ON WANDERLUST It was the classic “Roots” scenario—I was trying to find out if there was any Chinese soul inside of me. My family has been in the U.S. for over 100 years. I wouldn’t say I didn’t have pride in being ethnically Chinese, but there just wasn’t much of a connection. I found that I was a complete outsider, and I had no idea what was going on. That’s why I didn’t put captions on the photos in my first book, because everything was so strange and surreal.

ON INSPIRATION I stay here because it’s really interesting, not because it’s my motherland. There’s surging history here. There are so many problems in China that spring out of having such a huge population: the way people treat each other, the pollution, the way people treat the environment. That makes it interesting for a photographer—death and destruction are actually good to photograph. That’s partially why I focus now on mass consumption: It’s more challenging not to photograph suffering all the time.

ON IRONY The fact that this is a communist country, that they exploit their labor like you wouldn’t believe, that these workers can’t organize, and even if they do, it’s all tied to the company, it’s completely ironic. But the Chinese sense of irony is very limited at this point. They see differences, for sure—like, this person’s rich and I’m not—but they’re thinking that they want to be rich, too.
Recently I was photographing this guy who’s worth about half a billion dollars. He started as a motorcycle repairman, and now he’s got one of the biggest motorcycle companies in the country. People are constantly switching jobs and constantly having ideas on how to upgrade things for themselves. That drive, that sense of entrepreneurship, is very interesting to me.

ON “LITTLE EMPERORS” I feel positive about the one-child families. It means this generation of productive adults is able to take their assets and improve their lives, because they have fewer dependents.
Having kids of my own makes me more empathetic with the little emperors. I might see some spoiled kids on the street, telling off their grandma in front of everybdy, but they’re not all that way. They’re mostly nice kids. It’s also a better-educated generation. When I visit a college, I see these smart, globalized kids who have an idea of what they want to do. It’s impressive.

ON RAISING CHILDREN IN BEIJING My kids just love our apartment, because we have a big window facing out on a construction site. We’ve been here for six months, and suddenly there’s a 10-story building there with construction workers crawling all over it. It’s our very own Bob the Builder.
If it weren’t for the pollution, we might think of staying here permanently. In Beijing the air coats your body, and many days it hurts your throat. This is development; it’s part of what makes things exciting here. But it’s a health issue for the boys.

ON SEX There’s definitely a sex-for-sale culture here. Every city has a huge “barbershop district,” where you see these “salons” where there’s only one hair dryer inside; clearly, the girls are not there to cut your hair. Another surprising thing: there are so many sex-toy shops.
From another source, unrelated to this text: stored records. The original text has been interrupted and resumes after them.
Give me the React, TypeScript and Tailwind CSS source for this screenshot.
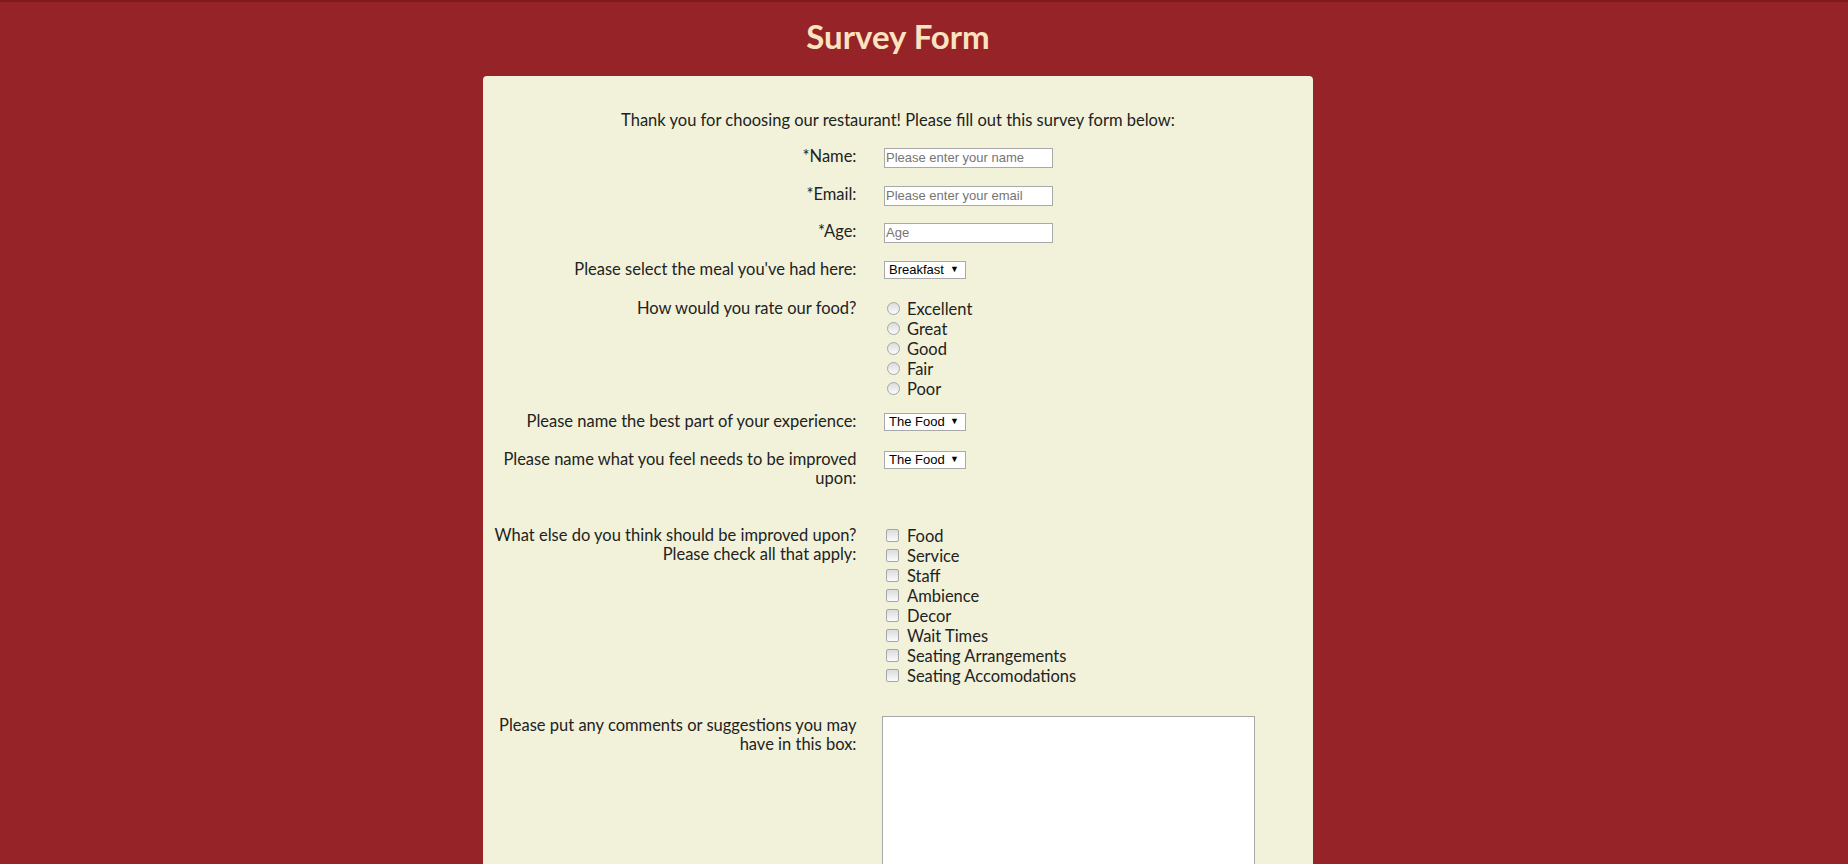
import React from "react";

const font = { fontFamily: "Lato, 'Open Sans', sans-serif" };

function Radio() {
  return (
    <span className="inline-block w-[13px] h-[13px] rounded-full border border-[#a6a6a6] bg-gradient-to-b from-[#dcdcdc] to-[#fbfbfb] ml-[5px] mr-[3px] mt-[3px] shrink-0" />
  );
}

function Check() {
  return (
    <span className="inline-block w-[13px] h-[13px] rounded-[2px] border border-[#a6a6a6] bg-gradient-to-b from-[#dcdcdc] to-[#fbfbfb] ml-[4px] mr-[4px] mt-[3px] shrink-0" />
  );
}

function FakeSelect({ value }: { value: string }) {
  return (
    <div
      className="ml-[2px] h-[18px] w-[82px] bg-white border border-[#a9a9a9] flex items-center justify-between pl-[4px] pr-[6px] text-[13px] text-black leading-none"
      style={{ fontFamily: "'Liberation Sans', Arial, sans-serif" }}
    >
      <span>{value}</span>
      <span className="text-[9px]">▼</span>
    </div>
  );
}

function TextInput({ placeholder }: { placeholder: string }) {
  return (
    <input
      placeholder={placeholder}
      className="ml-[2px] h-[20px] w-[169px] bg-white border border-[#a9a9a9] px-[1px] text-[13px] text-black placeholder:text-[#757575] outline-none"
      style={{ fontFamily: "'Liberation Sans', Arial, sans-serif" }}
    />
  );
}

function Row({
  label,
  children,
  className,
  center,
}: {
  label: React.ReactNode;
  children: React.ReactNode;
  className?: string;
  center?: boolean;
}) {
  return (
    <div className={"flex " + (center ? "items-center " : "items-start ") + (className ?? "")}>
      <div className="w-[373.5px] text-right leading-[19px] shrink-0">{label}</div>
      <div className="pl-[25.5px] flex-1">{children}</div>
    </div>
  );
}

export default function App() {
  const rates = ["Excellent", "Great", "Good", "Fair", "Poor"];
  const improve = [
    "Food",
    "Service",
    "Staff",
    "Ambience",
    "Decor",
    "Wait Times",
    "Seating Arrangements",
    "Seating Accomodations",
  ];
  return (
    <div className="min-h-screen bg-[#952327] border-t-2 border-[#7d1b1f] overflow-hidden" style={font}>
      <div className="w-[1796px]">
        <h1 className="text-center text-[33px] font-bold text-[#fbe3c2] leading-[36px] pt-[16px]">Survey Form</h1>
        <div className="mx-auto mt-[22px] w-[830px] bg-[#f2f2da] rounded-[4px] pt-[35px] pb-[40px] text-[16.5px] text-[#222]">
          <p className="text-center leading-[19px]">
            Thank you for choosing our restaurant! Please fill out this survey form below:
          </p>
          <Row label="*Name:" center className="mt-[16.5px] h-[20px]">
            <TextInput placeholder="Please enter your name" />
          </Row>
          <Row label="*Email:" center className="mt-[18px] h-[20px]">
            <TextInput placeholder="Please enter your email" />
          </Row>
          <Row label="*Age:" center className="mt-[17px] h-[20px]">
            <TextInput placeholder="Age" />
          </Row>
          <Row label="Please select the meal you've had here:" center className="mt-[18px] h-[20px]">
            <FakeSelect value="Breakfast" />
          </Row>
          <Row label={<div className="pt-[0.5px]">How would you rate our food?</div>} className="mt-[19px]">
            <div className="flex flex-col">
              {rates.map((r) => (
                <div key={r} className="flex items-start h-[20px] leading-[20px]">
                  <Radio />
                  <span className="ml-[4px]">{r}</span>
                </div>
              ))}
            </div>
          </Row>
          <Row label="Please name the best part of your experience:" center className="mt-[13px] h-[20px]">
            <FakeSelect value="The Food" />
          </Row>
          <Row
            label={
              <>
                Please name what you feel needs to be improved
                <br />
                upon:
              </>
            }
            className="mt-[18px]"
          >
            <div className="pt-[1px]">
              <FakeSelect value="The Food" />
            </div>
          </Row>
          <Row
            label={
              <>
                What else do you think should be improved upon?
                <br />
                Please check all that apply:
              </>
            }
            className="mt-[38px]"
          >
            <div className="flex flex-col">
              {improve.map((r) => (
                <div key={r} className="flex items-start h-[20px] leading-[20px]">
                  <Check />
                  <span className="ml-[4px]">{r}</span>
                </div>
              ))}
            </div>
          </Row>
          <Row
            label={
              <>
                Please put any comments or suggestions you may
                <br />
                have in this box:
              </>
            }
            className="mt-[30.5px]"
          >
            <textarea className="block w-[373px] h-[200px] bg-white border border-[#a9a9a9] outline-none resize" />
          </Row>
        </div>
      </div>
    </div>
  );
}
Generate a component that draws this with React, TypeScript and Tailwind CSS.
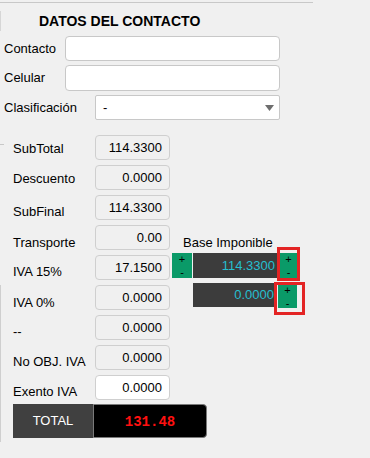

They call them “Adult Health Protection.”
I photographed a man who wanted to start a soft-core porn magazine—tasteful pictures of ladies in Ming Dynasty costumes, that sort of thing. The government rejected his license, even though in Beijing, on every block you see shops with dildos in the window. It’s just another example of this divide between official, communist culture and the culture on the streets, this Wild West capitalism.

ON URBAN RENEWAL It’s hard for the big machines to get into the narrow alleyways, so they have migrant workers with sledgehammers come in. You have these crews of guys that can level out a block per day. They walk through a neighborhood, coming down from the roofs, taking out the buildings. The little traditional houses aren’t built that well; the ceilings are grass and paper. These neighborhoods just disappear in a cloud of dust.